Why the Board Must Act Now to Protect Shareholders from the Loss of Their Control Premium
GGP’s Board currently has the ability to take steps to prevent Brookfield from unfairly expropriating control from other GGP shareholders, but only if it takes prompt and decisive action to preserve the ability of the public shareholders to control their destiny. In light of the events that have transpired thus far, absent action on the part of the Board, GGP shareholders may lose the opportunity to obtain a control premium for their shares, a loss in value that can be quantified by the potential 51% premium afforded by the Simon Transaction.
The opportunity to obtain a control premium can be best achieved by promptly entering into negotiations with Simon to effectuate the Simon Transaction and taking such other steps as are necessary to protect shareholders from such a loss.
Now that Brookfield has announced that it is no longer interested in pursuing the acquisition of GGP, the Board can quickly determine with minimal effort whether Simon is interested in pursuing a transaction that would be in the best interest of GGP shareholders.
We are confident that Simon would be interested in pursuing the Simon Transaction on the same or substantially the same terms. Our confidence is based on the current economic merits of the Transaction to Simon including Transaction synergies, and the business progress that GGP has made since Simon’s initial expression of interest in October of last year.
Since last year, GGP’s physical occupancy has increased substantially with the execution of new leases at significant positive rent spreads, it has refinanced and extended the maturities of higher-cost debt, and it has achieved selected anchor buyouts at Ala Moana and other malls. Business progress from these and other actions has and will be reflected in improvements in GGP’s NOI, funds from operations, and other financial measures.
The Class A retail real estate market has also improved since last year as evidenced by higher tenant sales per square foot, the increased availability of lower-cost debt, and lower cap rates for Class A mall properties. Simon’s stock price has also risen by more than 36% since our initial discussions last year, and it continues to trade at one of the highest premiums to GGP in its history.
As importantly, this is likely to be the last opportunity that Simon will have to acquire GGP’s unique and large portfolio of Class A mall assets.
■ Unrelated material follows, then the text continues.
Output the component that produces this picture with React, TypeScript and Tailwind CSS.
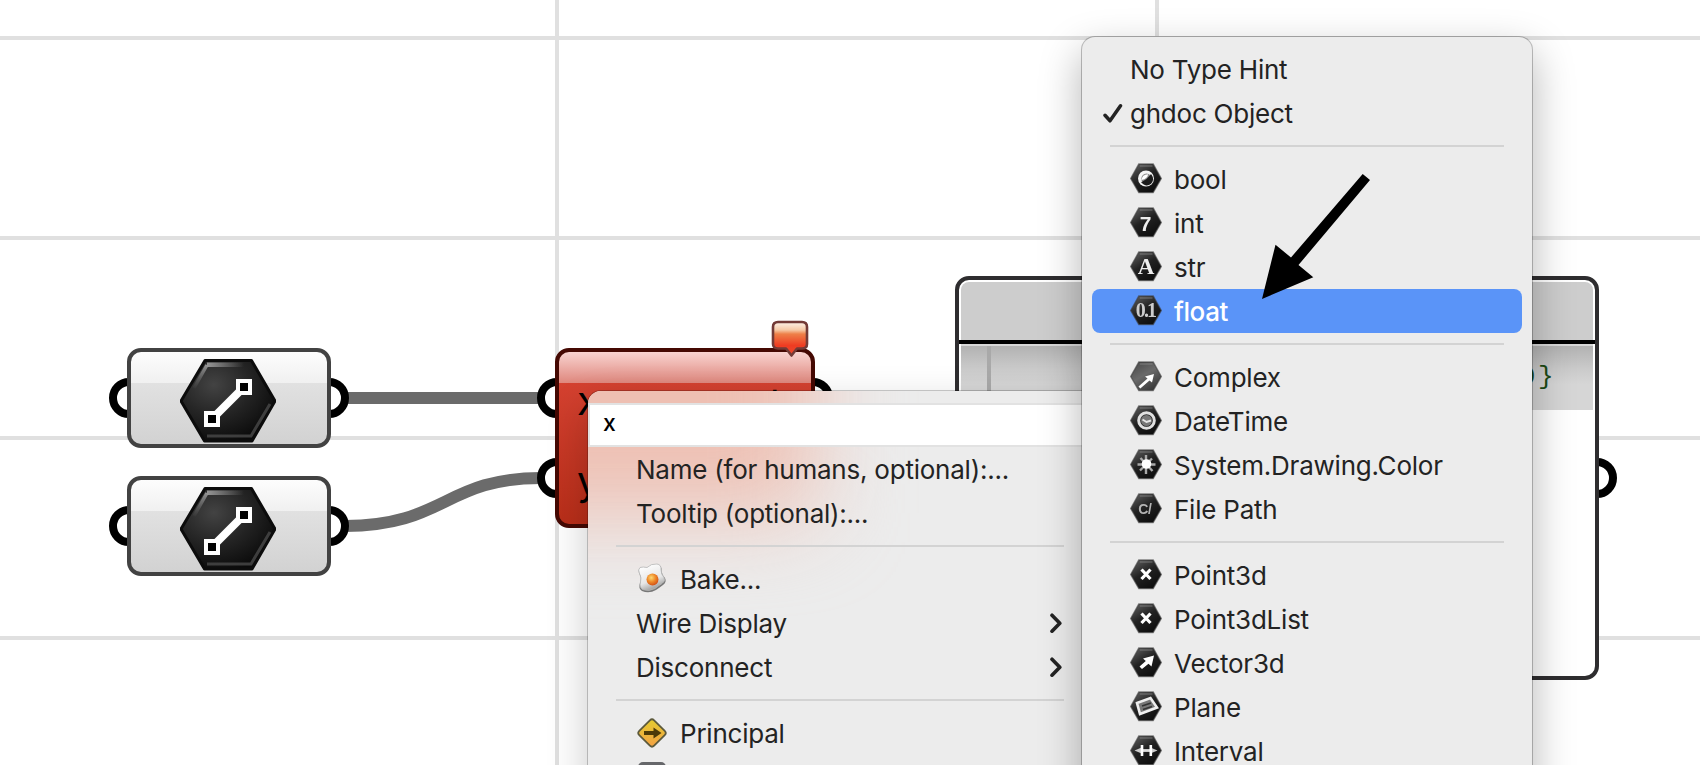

Despite GGP’s substantial business progress and the improvements in the Class A mall market, standalone GGP can still not achieve nearly as much shareholder value as can be achieved in the Simon Transaction with substantially lower risk to shareholders. As a result, we continue to believe the Simon Transaction is fair to GGP shareholders from a financial point of view
We believe it would only require 45 to 60 days for GGP to negotiate such a transaction with Simon. We therefore urge you to immediately form a special committee of the board with its own financial and legal advisors and initiate negotiations with Simon promptly. With the support of the independent directors of the Board, we believe that Simon will work quickly to effectuate a transaction that will maximize GGP’s long-term shareholder value.
Why We Believe the Simon Transaction is in the Best Interest of GGP Shareholders and its Other Stakeholders
We believe the Simon Transaction is in the best interest of GGP shareholders and will have a positive impact on substantially all other stakeholders.
On its face, the Transaction is vastly superior to shareholders when compared with GGP as a standalone company. As I have previously explained, shareholders will receive an immediate 51% premium for their shares (when compared with Thursday’s unaffected closing price for GGP of $18.52) and a 68% increase in the dividend, with the option to continue as a shareholder or exit at the time of their choosing.
The combined company, New Simon, will be a substantially lower-risk enterprise than GGP benefitting both GGP shareholders and its creditors as the largest real estate company in the world with its more highly diversified Class A mall and outlet mall portfolio. Simon’s dominant participation in the outlet mall business, in which GGP has no presence, has proven to be a retail real estate sector with a high degree of resilience during periods of economic weakness, and a significant contributor to Simon’s long-term FFO growth.
New Simon will also be substantially less leveraged than GGP with a net debt to EBITDA ratio of 6.8 times compared with GGP’s 9.1 times. Simon’s stronger balance sheet and credit profile is reflected in Simon’s superior A- investment grade credit rating versus GGP’s current BB non-investment grade rating. We expect New Simon will maintain Simon’s A- rating in light of the all-stock nature of the Simon Transaction and the greater diversity and scale that will be achieved by the merger.
The Transaction will be highly attractive to all GGP shareholders regardless of their intended holding period. Because of the high degree of liquidity of Simon stock – we expect New Simon’s average daily trading volume to be more than $350 million – shareholders of any size can elect to exit at the time of their choosing by simply selling their shares in the open market.
While there will be some job losses at GGP as a result of the merger, principally among the highest compensated employees at the company at corporate headquarters, the vast majority of GGP employees will keep their jobs. Unlike a manufacturing, industrial or consumer products company where merger synergies are often created with factory closures, automation, and large scale layoffs, the vast majority of GGP employees are at the properties, and none of the properties will be closed as a result of the Transaction.
While we are always sensitive to potential job losses, the GGP employees who are at greatest risk of losing their jobs in the Simon Transaction are generally all at corporate headquarters, are highly skilled and have college and often graduate degrees, and participate in the segment of the U.S. economy with among the lowest unemployment rates. In addition, these employees generally receive the highest current compensation in the company, and have the greatest amount of equity incentive compensation. As a result, we expect that they will be richly rewarded from the Transaction. Furthermore, we, and we would expect Simon, are supportive of severance compensation at the highest appropriate levels for transactions of this kind, as well as the provision of appropriate job placement advice and assistance.
To summarize, we find it difficult to understand why anyone other than Brookfield would object to the Simon Transaction and why a special committee of the Board would not promptly enter into negotiations with Simon.
We look forward to hearing from you.
PERSHING SQUARE CAPITAL MANAGEMENT, L.P.